Lo ocurrido demuestra que queda mucho por hacer, por la resistencia de lo antiguo y por la novelería de los nuevos, pero algo puede cambiar. Pero después de tantas décadas de experiencia, es preocupante la inconsistencia de la masa gris política y la resistencia orgánica al cambio de las esferas politizadas, desde políticos profesionales y meritorios, a periodistas, allegados y prescriptores culturales de lo correcto. Mientras estamos en plena campaña jugándonos efectivamente mucho, la apariencia de acuerdo es solo eso. Los escarceos de la constitución de Congreso y Senado son la resistencia y la ofensiva, pero además, la constatación de la poca hondura de la clase política y de que tocan elecciones.
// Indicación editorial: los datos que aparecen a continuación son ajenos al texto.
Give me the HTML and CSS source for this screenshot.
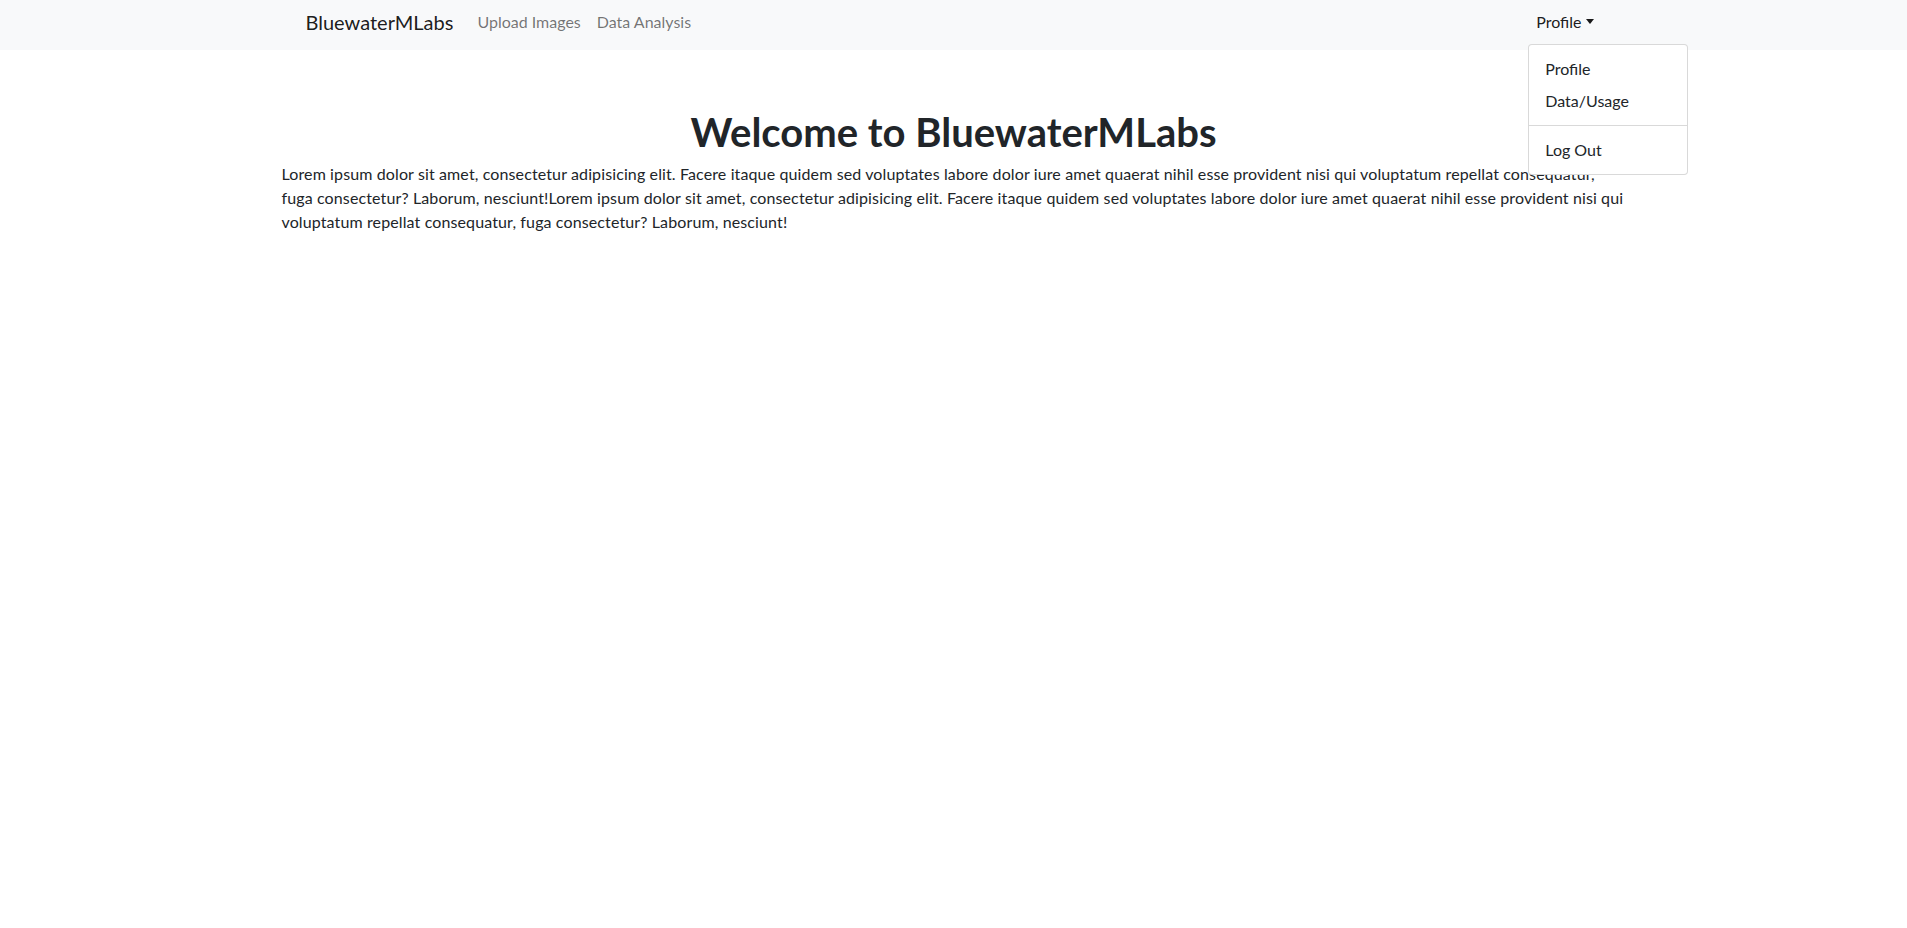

El presidente de la Comisión, Junker, ha sido el portavoz de la preocupación en el directorio europeo y financiero por la inestabilidad. Quieren que salga lo que a ellos más le conviene, como ya van avanzando algunas encuestas prêt a porter en los aledaños del poder. La corrupción política e institucional la dan por descontada, algo que no debe extrañar si soplan vientos de Luxemburgo. El mensaje es inquietante: estabilidad, estabilidad para lo suyo, la corrupción generalizada no importa. Para los dirigentes europeos la carrera de San Jerónimo olía a limpio, no habían ni piojos ni ladillas en la mayoría absoluta de Rajoy. Nos dejan, divertidos, que debatamos en profundidad sobre rastas, vestuario de reyes magos, olores, parásitos y niños de teta, lo suyo es la estabilidad aunque la cámara legislativa apeste a corrupción.
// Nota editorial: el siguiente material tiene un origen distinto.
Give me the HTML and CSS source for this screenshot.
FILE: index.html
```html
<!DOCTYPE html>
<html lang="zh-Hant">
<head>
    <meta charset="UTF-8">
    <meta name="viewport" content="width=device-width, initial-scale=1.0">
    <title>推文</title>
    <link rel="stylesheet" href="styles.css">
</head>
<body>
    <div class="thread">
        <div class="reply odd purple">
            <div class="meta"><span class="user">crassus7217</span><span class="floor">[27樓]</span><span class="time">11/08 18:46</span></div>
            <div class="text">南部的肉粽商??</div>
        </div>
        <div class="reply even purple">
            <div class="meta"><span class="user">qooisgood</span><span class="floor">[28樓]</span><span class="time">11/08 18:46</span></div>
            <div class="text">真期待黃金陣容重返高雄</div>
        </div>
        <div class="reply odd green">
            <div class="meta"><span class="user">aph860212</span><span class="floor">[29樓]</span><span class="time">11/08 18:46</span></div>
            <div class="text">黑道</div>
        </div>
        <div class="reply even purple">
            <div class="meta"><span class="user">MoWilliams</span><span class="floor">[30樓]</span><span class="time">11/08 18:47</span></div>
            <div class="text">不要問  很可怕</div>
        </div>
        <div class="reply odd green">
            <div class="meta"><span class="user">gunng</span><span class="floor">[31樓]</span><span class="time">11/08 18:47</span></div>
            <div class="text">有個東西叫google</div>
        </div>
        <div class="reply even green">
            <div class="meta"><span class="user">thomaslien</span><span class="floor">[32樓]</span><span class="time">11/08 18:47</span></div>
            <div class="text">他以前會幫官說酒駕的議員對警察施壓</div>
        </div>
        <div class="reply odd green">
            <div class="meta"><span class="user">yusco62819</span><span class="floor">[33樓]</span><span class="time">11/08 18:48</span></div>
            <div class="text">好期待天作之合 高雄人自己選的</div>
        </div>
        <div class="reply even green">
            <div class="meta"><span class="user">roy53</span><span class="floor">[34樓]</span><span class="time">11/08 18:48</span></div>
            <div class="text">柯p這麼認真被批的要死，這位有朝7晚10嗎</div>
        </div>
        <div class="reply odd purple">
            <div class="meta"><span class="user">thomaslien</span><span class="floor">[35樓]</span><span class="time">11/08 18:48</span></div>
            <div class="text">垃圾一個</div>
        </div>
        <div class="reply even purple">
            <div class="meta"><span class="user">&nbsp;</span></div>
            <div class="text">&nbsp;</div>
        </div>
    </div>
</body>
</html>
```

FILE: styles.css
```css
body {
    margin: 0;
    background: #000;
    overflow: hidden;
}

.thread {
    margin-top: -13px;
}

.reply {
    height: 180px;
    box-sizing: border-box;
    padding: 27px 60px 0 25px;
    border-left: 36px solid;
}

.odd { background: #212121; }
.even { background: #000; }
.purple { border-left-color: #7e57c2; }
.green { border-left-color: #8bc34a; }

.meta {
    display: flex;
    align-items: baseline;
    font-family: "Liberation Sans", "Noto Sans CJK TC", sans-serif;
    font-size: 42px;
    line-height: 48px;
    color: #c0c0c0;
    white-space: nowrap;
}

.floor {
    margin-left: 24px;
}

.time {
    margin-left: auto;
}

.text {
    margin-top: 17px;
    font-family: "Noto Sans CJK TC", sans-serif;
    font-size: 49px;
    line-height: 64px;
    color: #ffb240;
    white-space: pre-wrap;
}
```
Denunciaba Bourdieu esa estrategia del poder de mostrar ocultando. Nos han querido entretener mostrándonos las extravagancias transgresoras juveniles de lo nuevo para ocultar las miserias de lo rancio y caduco. Incluido el temor chic al tercermundismo de los piojos, pero como decía mi abuela: el primer piojo que se mata es el de la lengua.